Не находя удобным задерживать плату рабочим Бастилии, муниципалитет стал требовать особого контроля за ними, ежедневных перекличек, строгого наблюдения за аккуратным пребыванием на работах и т. д. [75] Тогда же заработная плата с 36 су и день была понижена до 30 су (для высшей категории рабочих; другие категории получали от 30 до 20 су в день; к концу 1790 г. рабочих высшей категории было 180 человек из 776). Это обстоятельство сопровождалось брожением, которое, однако, серьезных последствий не имело. Муниципалитет пошел дальше: было решено сдать с публичного торга какому-нибудь предпринимателю работы по разборке Бастилии, причем так, чтобы муниципалитет был совершенно избавлен от какой бы то ни было ответственности и рабочие должны были считаться только с нанимающим их предпринимателем, т. е. муниципалитет хотел сделать именно то, чего боялся Паллуа. Тут поднялась целая буря, начались беспорядки, едва не кончившиеся печально для некоторых лиц из администрации. Представители городского округа, где была расположена Бастилия, вступили в переговоры с бунтовавшими и временно достигли умиротворения. 22 декабря с публичных торгов работы были сданы лицам, которые назвали себя представителями самих рабочих.
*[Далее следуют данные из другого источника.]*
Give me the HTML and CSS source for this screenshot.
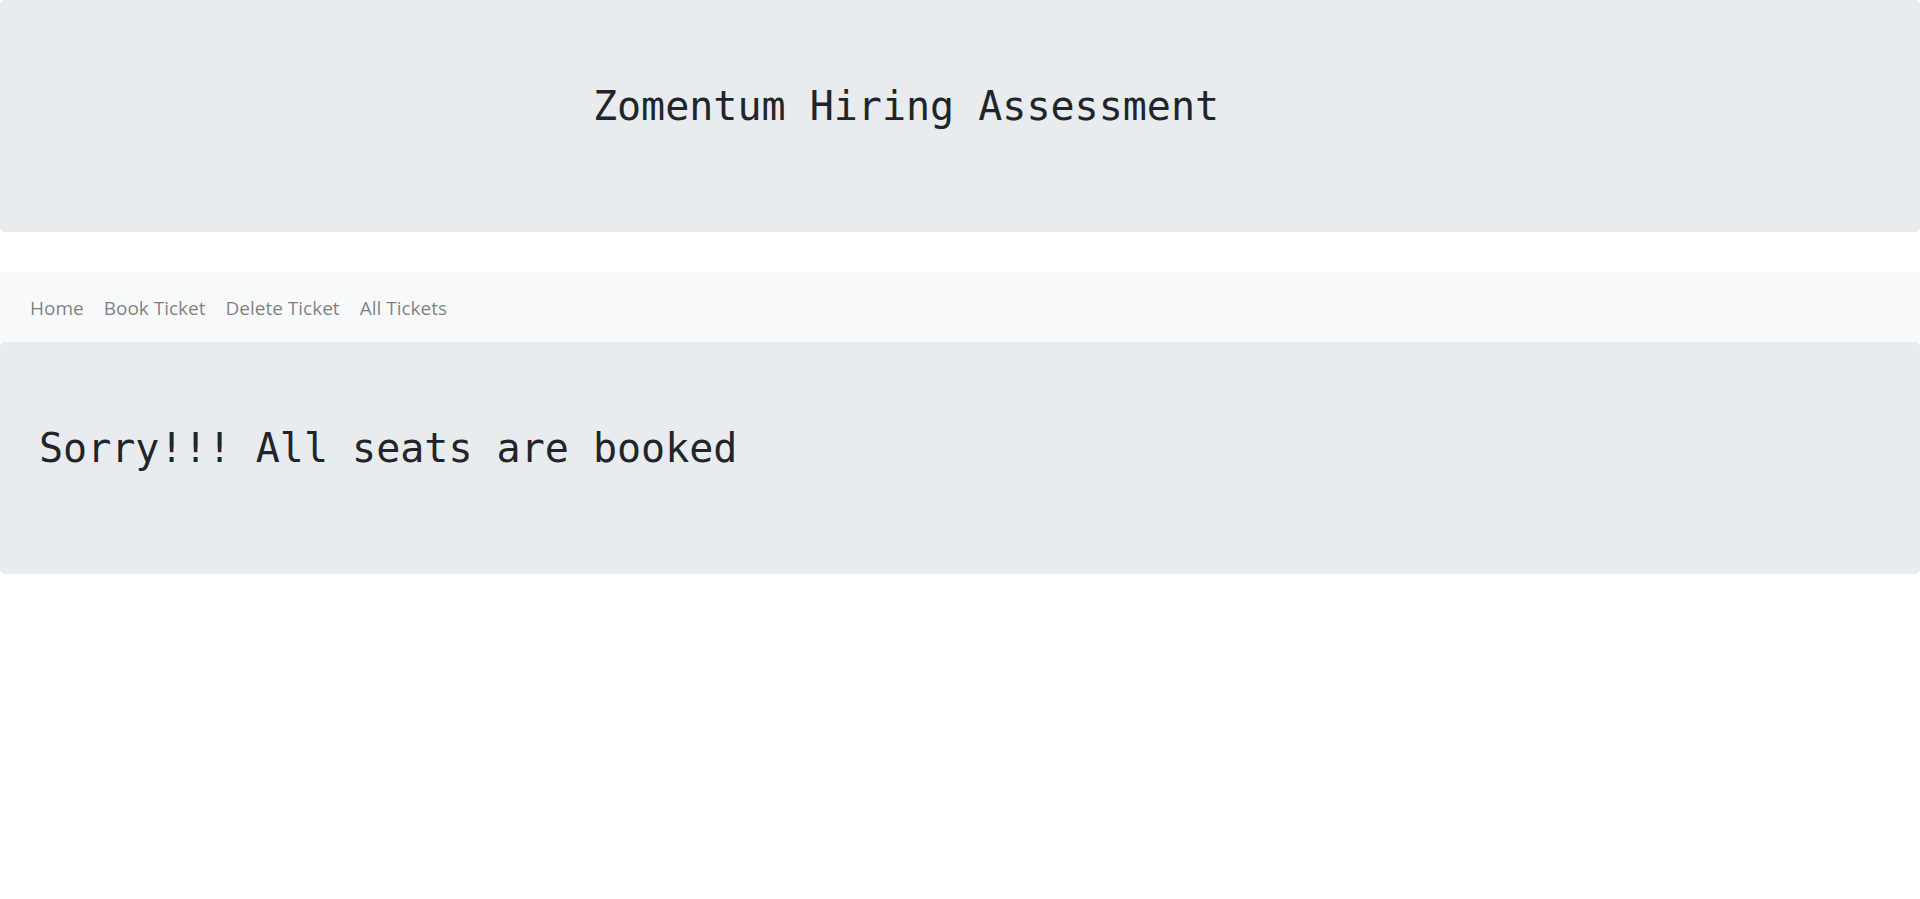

Но ничего из этого не вышло, рабочие их не признали, выгнали их из мастерских, и уже 9 января 1790 г. было решено уничтожить состоявшийся контракт и вести дело на прежних основаниях, через Паллуа. Следует заметить, что эта история имеет в изложении Паллуа (от которого только мы ее и знаем) довольно запутанный вид: как убедится читатель из этого документа [*7], Паллуа очень глухо говорит о том, кто такие были эти «депутаты рабочих Бастилии, которые явились в качестве представителей своих товарищей»; он дальше как бы желает изобразить их самозванцами, вовсе не уполномоченными никем и чуть не поплатившимися жизнью за свою смелость, и вместе с тем не поясняет, каким образом возможна была подобная выходка на публичных торгах, как могло это обстоятельство пройти с самого начала без протеста со стороны рабочих. Так или иначе, прежний порядок, заведенный Паллуа, остался в силе, и муниципалитет уступил. Почти в то же время плата (для первой категории) была снова повышена с 30 до 36 су в день.